*GIVEN EXERCISE*: What follows is a listing to be transcribed exactly.

[Start of DATA SHOWN]

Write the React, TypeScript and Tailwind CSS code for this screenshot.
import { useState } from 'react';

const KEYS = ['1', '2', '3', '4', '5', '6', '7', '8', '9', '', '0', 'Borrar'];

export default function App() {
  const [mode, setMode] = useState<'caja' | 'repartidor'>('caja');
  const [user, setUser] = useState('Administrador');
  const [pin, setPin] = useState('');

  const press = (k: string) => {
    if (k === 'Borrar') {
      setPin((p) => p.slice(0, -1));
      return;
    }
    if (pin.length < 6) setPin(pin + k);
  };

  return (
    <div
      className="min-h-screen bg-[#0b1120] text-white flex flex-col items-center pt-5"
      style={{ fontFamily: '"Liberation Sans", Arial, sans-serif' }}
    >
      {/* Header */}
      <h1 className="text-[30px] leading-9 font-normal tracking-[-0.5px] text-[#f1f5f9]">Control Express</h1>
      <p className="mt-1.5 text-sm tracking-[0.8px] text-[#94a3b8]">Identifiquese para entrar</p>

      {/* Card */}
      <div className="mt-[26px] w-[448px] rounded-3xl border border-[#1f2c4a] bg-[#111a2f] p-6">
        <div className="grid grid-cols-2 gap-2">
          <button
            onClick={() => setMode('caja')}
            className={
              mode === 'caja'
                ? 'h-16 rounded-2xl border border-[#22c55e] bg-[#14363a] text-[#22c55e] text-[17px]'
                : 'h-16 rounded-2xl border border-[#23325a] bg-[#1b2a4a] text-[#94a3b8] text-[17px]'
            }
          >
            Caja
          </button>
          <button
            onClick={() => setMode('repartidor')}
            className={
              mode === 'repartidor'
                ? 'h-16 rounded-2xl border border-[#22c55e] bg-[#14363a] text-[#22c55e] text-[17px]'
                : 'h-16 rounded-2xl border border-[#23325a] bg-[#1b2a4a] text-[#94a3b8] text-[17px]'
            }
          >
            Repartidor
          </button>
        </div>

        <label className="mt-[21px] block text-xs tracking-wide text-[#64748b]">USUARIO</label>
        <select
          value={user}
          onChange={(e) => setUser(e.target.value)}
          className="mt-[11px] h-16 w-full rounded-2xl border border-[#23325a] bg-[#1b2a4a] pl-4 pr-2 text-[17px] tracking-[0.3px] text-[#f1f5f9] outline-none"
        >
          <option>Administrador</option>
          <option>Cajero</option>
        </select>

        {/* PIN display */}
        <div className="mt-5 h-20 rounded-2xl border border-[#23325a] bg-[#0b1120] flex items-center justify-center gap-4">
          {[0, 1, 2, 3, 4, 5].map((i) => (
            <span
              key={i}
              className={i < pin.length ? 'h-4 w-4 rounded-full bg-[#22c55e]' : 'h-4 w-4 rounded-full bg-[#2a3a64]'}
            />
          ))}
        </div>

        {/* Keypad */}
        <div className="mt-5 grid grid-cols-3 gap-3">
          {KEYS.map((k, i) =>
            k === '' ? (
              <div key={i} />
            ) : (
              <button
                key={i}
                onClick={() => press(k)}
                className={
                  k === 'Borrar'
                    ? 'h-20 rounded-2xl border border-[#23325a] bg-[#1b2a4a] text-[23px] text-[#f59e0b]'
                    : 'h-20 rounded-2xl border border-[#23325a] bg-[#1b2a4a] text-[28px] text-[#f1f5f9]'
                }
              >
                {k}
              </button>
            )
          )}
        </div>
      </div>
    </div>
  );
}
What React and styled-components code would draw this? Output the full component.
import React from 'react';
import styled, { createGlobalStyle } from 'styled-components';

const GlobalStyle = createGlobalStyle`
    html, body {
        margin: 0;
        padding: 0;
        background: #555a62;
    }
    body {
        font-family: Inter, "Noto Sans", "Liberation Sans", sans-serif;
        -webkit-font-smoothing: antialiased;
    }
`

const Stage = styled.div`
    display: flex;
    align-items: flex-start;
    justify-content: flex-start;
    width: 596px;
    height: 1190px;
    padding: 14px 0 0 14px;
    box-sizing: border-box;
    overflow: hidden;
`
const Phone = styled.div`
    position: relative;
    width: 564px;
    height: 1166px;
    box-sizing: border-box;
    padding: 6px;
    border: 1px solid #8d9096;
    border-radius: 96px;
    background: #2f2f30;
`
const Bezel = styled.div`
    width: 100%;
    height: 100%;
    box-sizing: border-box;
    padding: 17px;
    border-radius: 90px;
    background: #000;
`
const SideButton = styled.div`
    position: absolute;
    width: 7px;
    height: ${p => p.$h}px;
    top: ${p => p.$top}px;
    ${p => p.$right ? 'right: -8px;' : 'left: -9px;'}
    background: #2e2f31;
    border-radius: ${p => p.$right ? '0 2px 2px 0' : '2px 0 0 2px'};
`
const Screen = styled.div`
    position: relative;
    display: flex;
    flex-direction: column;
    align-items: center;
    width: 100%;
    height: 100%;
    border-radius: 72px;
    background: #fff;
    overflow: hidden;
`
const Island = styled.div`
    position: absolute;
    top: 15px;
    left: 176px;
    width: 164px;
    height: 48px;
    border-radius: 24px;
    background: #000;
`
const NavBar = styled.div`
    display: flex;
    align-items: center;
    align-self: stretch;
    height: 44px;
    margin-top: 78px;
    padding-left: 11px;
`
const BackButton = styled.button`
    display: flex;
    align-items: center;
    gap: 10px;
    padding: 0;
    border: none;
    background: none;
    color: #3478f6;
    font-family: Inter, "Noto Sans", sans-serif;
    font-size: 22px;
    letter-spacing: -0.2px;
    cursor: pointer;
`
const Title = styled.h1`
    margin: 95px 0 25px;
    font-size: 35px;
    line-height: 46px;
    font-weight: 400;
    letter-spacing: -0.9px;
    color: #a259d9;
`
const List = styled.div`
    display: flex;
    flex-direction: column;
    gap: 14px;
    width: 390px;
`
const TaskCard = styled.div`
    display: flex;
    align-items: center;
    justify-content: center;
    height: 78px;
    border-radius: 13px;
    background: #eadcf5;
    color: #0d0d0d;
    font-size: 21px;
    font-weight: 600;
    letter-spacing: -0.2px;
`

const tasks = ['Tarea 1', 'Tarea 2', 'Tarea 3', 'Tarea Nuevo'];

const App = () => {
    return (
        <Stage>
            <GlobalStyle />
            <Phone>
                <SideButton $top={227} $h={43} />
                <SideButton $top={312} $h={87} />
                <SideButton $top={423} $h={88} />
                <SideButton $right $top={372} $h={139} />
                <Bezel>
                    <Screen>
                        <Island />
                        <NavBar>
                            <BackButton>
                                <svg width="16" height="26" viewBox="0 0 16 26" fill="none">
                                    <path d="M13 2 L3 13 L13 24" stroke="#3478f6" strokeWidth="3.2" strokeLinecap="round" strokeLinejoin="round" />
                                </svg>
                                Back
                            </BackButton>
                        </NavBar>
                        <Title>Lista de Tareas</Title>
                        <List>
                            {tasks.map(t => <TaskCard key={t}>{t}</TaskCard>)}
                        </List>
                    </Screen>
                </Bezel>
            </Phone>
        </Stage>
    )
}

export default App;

[End of DATA SHOWN]

*WORKED SOLUTION*:
Write the React, TypeScript and Tailwind CSS code for this screenshot.
import { useState } from 'react';

const KEYS = ['1', '2', '3', '4', '5', '6', '7', '8', '9', '', '0', 'Borrar'];

export default function App() {
  const [mode, setMode] = useState<'caja' | 'repartidor'>('caja');
  const [user, setUser] = useState('Administrador');
  const [pin, setPin] = useState('');

  const press = (k: string) => {
    if (k === 'Borrar') {
      setPin((p) => p.slice(0, -1));
      return;
    }
    if (pin.length < 6) setPin(pin + k);
  };

  return (
    <div
      className="min-h-screen bg-[#0b1120] text-white flex flex-col items-center pt-5"
      style={{ fontFamily: '"Liberation Sans", Arial, sans-serif' }}
    >
      {/* Header */}
      <h1 className="text-[30px] leading-9 font-normal tracking-[-0.5px] text-[#f1f5f9]">Control Express</h1>
      <p className="mt-1.5 text-sm tracking-[0.8px] text-[#94a3b8]">Identifiquese para entrar</p>

      {/* Card */}
      <div className="mt-[26px] w-[448px] rounded-3xl border border-[#1f2c4a] bg-[#111a2f] p-6">
        <div className="grid grid-cols-2 gap-2">
          <button
            onClick={() => setMode('caja')}
            className={
              mode === 'caja'
                ? 'h-16 rounded-2xl border border-[#22c55e] bg-[#14363a] text-[#22c55e] text-[17px]'
                : 'h-16 rounded-2xl border border-[#23325a] bg-[#1b2a4a] text-[#94a3b8] text-[17px]'
            }
          >
            Caja
          </button>
          <button
            onClick={() => setMode('repartidor')}
            className={
              mode === 'repartidor'
                ? 'h-16 rounded-2xl border border-[#22c55e] bg-[#14363a] text-[#22c55e] text-[17px]'
                : 'h-16 rounded-2xl border border-[#23325a] bg-[#1b2a4a] text-[#94a3b8] text-[17px]'
            }
          >
            Repartidor
          </button>
        </div>

        <label className="mt-[21px] block text-xs tracking-wide text-[#64748b]">USUARIO</label>
        <select
          value={user}
          onChange={(e) => setUser(e.target.value)}
          className="mt-[11px] h-16 w-full rounded-2xl border border-[#23325a] bg-[#1b2a4a] pl-4 pr-2 text-[17px] tracking-[0.3px] text-[#f1f5f9] outline-none"
        >
          <option>Administrador</option>
          <option>Cajero</option>
        </select>

        {/* PIN display */}
        <div className="mt-5 h-20 rounded-2xl border border-[#23325a] bg-[#0b1120] flex items-center justify-center gap-4">
          {[0, 1, 2, 3, 4, 5].map((i) => (
            <span
              key={i}
              className={i < pin.length ? 'h-4 w-4 rounded-full bg-[#22c55e]' : 'h-4 w-4 rounded-full bg-[#2a3a64]'}
            />
          ))}
        </div>

        {/* Keypad */}
        <div className="mt-5 grid grid-cols-3 gap-3">
          {KEYS.map((k, i) =>
            k === '' ? (
              <div key={i} />
            ) : (
              <button
                key={i}
                onClick={() => press(k)}
                className={
                  k === 'Borrar'
                    ? 'h-20 rounded-2xl border border-[#23325a] bg-[#1b2a4a] text-[23px] text-[#f59e0b]'
                    : 'h-20 rounded-2xl border border-[#23325a] bg-[#1b2a4a] text-[28px] text-[#f1f5f9]'
                }
              >
                {k}
              </button>
            )
          )}
        </div>
      </div>
    </div>
  );
}
What React and styled-components code would draw this? Output the full component.
import React from 'react';
import styled, { createGlobalStyle } from 'styled-components';

const GlobalStyle = createGlobalStyle`
    html, body {
        margin: 0;
        padding: 0;
        background: #555a62;
    }
    body {
        font-family: Inter, "Noto Sans", "Liberation Sans", sans-serif;
        -webkit-font-smoothing: antialiased;
    }
`

const Stage = styled.div`
    display: flex;
    align-items: flex-start;
    justify-content: flex-start;
    width: 596px;
    height: 1190px;
    padding: 14px 0 0 14px;
    box-sizing: border-box;
    overflow: hidden;
`
const Phone = styled.div`
    position: relative;
    width: 564px;
    height: 1166px;
    box-sizing: border-box;
    padding: 6px;
    border: 1px solid #8d9096;
    border-radius: 96px;
    background: #2f2f30;
`
const Bezel = styled.div`
    width: 100%;
    height: 100%;
    box-sizing: border-box;
    padding: 17px;
    border-radius: 90px;
    background: #000;
`
const SideButton = styled.div`
    position: absolute;
    width: 7px;
    height: ${p => p.$h}px;
    top: ${p => p.$top}px;
    ${p => p.$right ? 'right: -8px;' : 'left: -9px;'}
    background: #2e2f31;
    border-radius: ${p => p.$right ? '0 2px 2px 0' : '2px 0 0 2px'};
`
const Screen = styled.div`
    position: relative;
    display: flex;
    flex-direction: column;
    align-items: center;
    width: 100%;
    height: 100%;
    border-radius: 72px;
    background: #fff;
    overflow: hidden;
`
const Island = styled.div`
    position: absolute;
    top: 15px;
    left: 176px;
    width: 164px;
    height: 48px;
    border-radius: 24px;
    background: #000;
`
const NavBar = styled.div`
    display: flex;
    align-items: center;
    align-self: stretch;
    height: 44px;
    margin-top: 78px;
    padding-left: 11px;
`
const BackButton = styled.button`
    display: flex;
    align-items: center;
    gap: 10px;
    padding: 0;
    border: none;
    background: none;
    color: #3478f6;
    font-family: Inter, "Noto Sans", sans-serif;
    font-size: 22px;
    letter-spacing: -0.2px;
    cursor: pointer;
`
const Title = styled.h1`
    margin: 95px 0 25px;
    font-size: 35px;
    line-height: 46px;
    font-weight: 400;
    letter-spacing: -0.9px;
    color: #a259d9;
`
const List = styled.div`
    display: flex;
    flex-direction: column;
    gap: 14px;
    width: 390px;
`
const TaskCard = styled.div`
    display: flex;
    align-items: center;
    justify-content: center;
    height: 78px;
    border-radius: 13px;
    background: #eadcf5;
    color: #0d0d0d;
    font-size: 21px;
    font-weight: 600;
    letter-spacing: -0.2px;
`

const tasks = ['Tarea 1', 'Tarea 2', 'Tarea 3', 'Tarea Nuevo'];

const App = () => {
    return (
        <Stage>
            <GlobalStyle />
            <Phone>
                <SideButton $top={227} $h={43} />
                <SideButton $top={312} $h={87} />
                <SideButton $top={423} $h={88} />
                <SideButton $right $top={372} $h={139} />
                <Bezel>
                    <Screen>
                        <Island />
                        <NavBar>
                            <BackButton>
                                <svg width="16" height="26" viewBox="0 0 16 26" fill="none">
                                    <path d="M13 2 L3 13 L13 24" stroke="#3478f6" strokeWidth="3.2" strokeLinecap="round" strokeLinejoin="round" />
                                </svg>
                                Back
                            </BackButton>
                        </NavBar>
                        <Title>Lista de Tareas</Title>
                        <List>
                            {tasks.map(t => <TaskCard key={t}>{t}</TaskCard>)}
                        </List>
                    </Screen>
                </Bezel>
            </Phone>
        </Stage>
    )
}

export default App;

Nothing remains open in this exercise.